Si aplicamos tan sólo las transformaciones que la tecnología pura y dura nos propone nos encontraremos con un panorama en el que realmente vale todo en pos de esta evolución. Comenzaremos a hacer experimentaciones que descarten al individuo como final receptor del producto de la investigación.

El ser humano debe trabajar y evolucionar para ser realmente humano, consciente de su responsabilidad para con el  planeta y las restantes especies que lo pueblan. Consciente de su espiritualidad para no descartar una vida sin un sentido sutil como el que nos proponen las culturas más espirituales.

Sentirnos los hermanos mayores de la tierra exige una madurez que no puede basarse en el dinero, el poder o la posición social. Necesitamos una madurez real que nos permita, como sociedad, reenfocar el objetivo de nuestro esfuerzo vital, cuidando realmente de nuestros ancianos sin perjuicio de prolongar la vida y su calidad tanto como nuestra tecnología nos lo permita. Una sociedad consciente de la importancia de una educación abierta y analizada constantemente sin fines dogmáticos sino la esperanza de un pensamiento libre y equilibrado. Es ahora más que nunca cuando debemos transmitir los valores que hacen que no seamos simples bestias que se levantaron del barro para arrasar todo lo que tienen a su alrededor, incluyendo estos extremos los límites del universo y las recónditas oscuridades de la materia.

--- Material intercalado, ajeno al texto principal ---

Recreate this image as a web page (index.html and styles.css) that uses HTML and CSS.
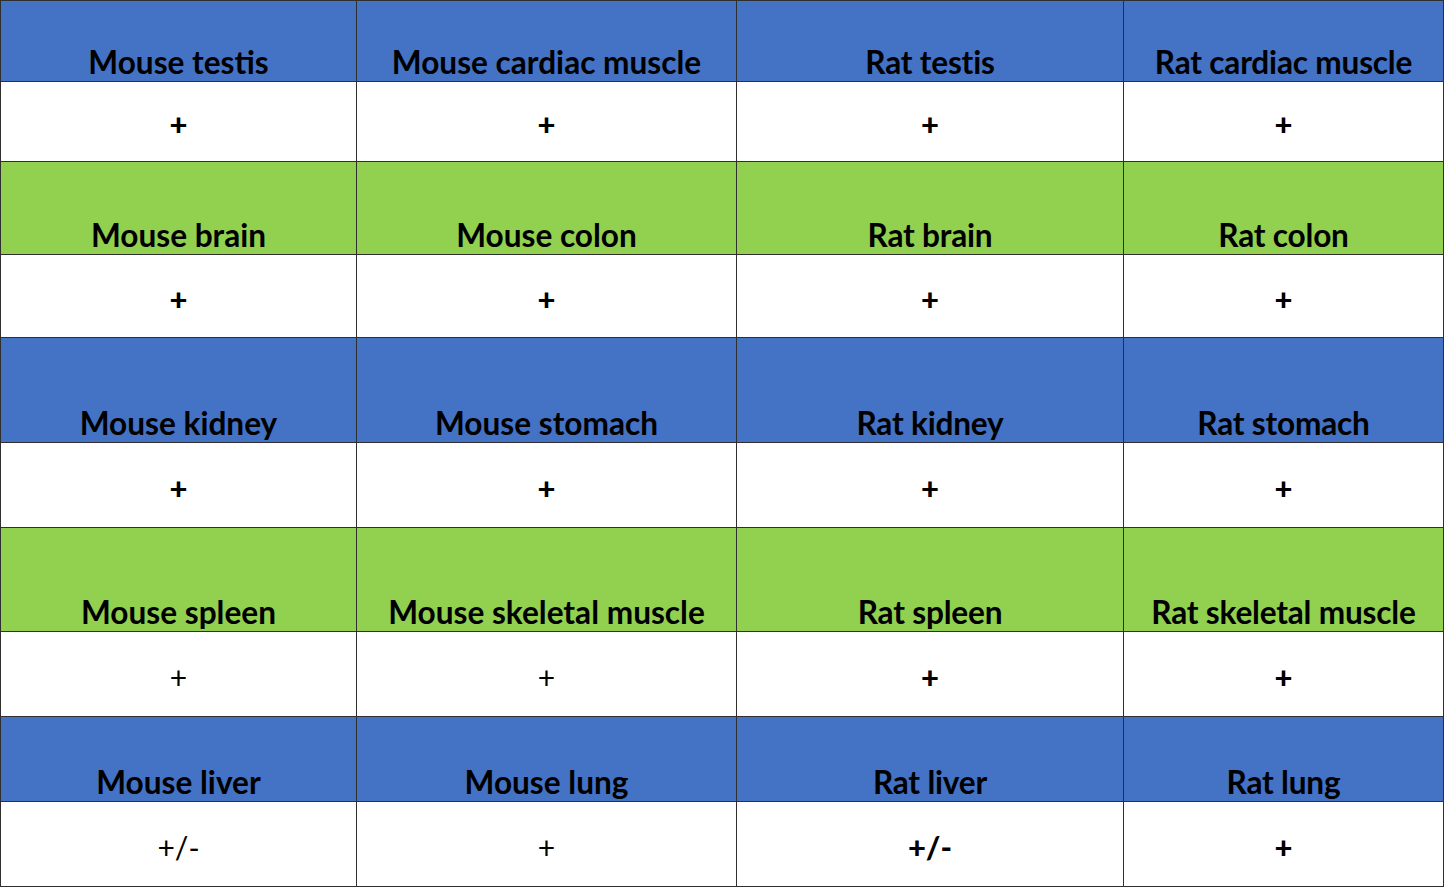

No podemos dejar que el ritmo que esta tecnología imprime a nuestra sociedad altere el ritmo natural al que debe avanzar nuestra transformación natural y nuestros valores humanos y trascendentes. La tecnología no es el fin, es un medio que debe ayudarnos a posicionar nuestra conciencia en lo más alto de su potencial. Para ello debemos ir progresivamente volcando el esfuerzo físico laboral en máquinas que nos permitan dedicarnos al cultivo de la vida, al desarrollo del amor y la voluntad espiritual de trascender sin descartar nada de lo que somos ni nada de lo que fuimos, de todo ello dependerá en definitiva lo que seremos.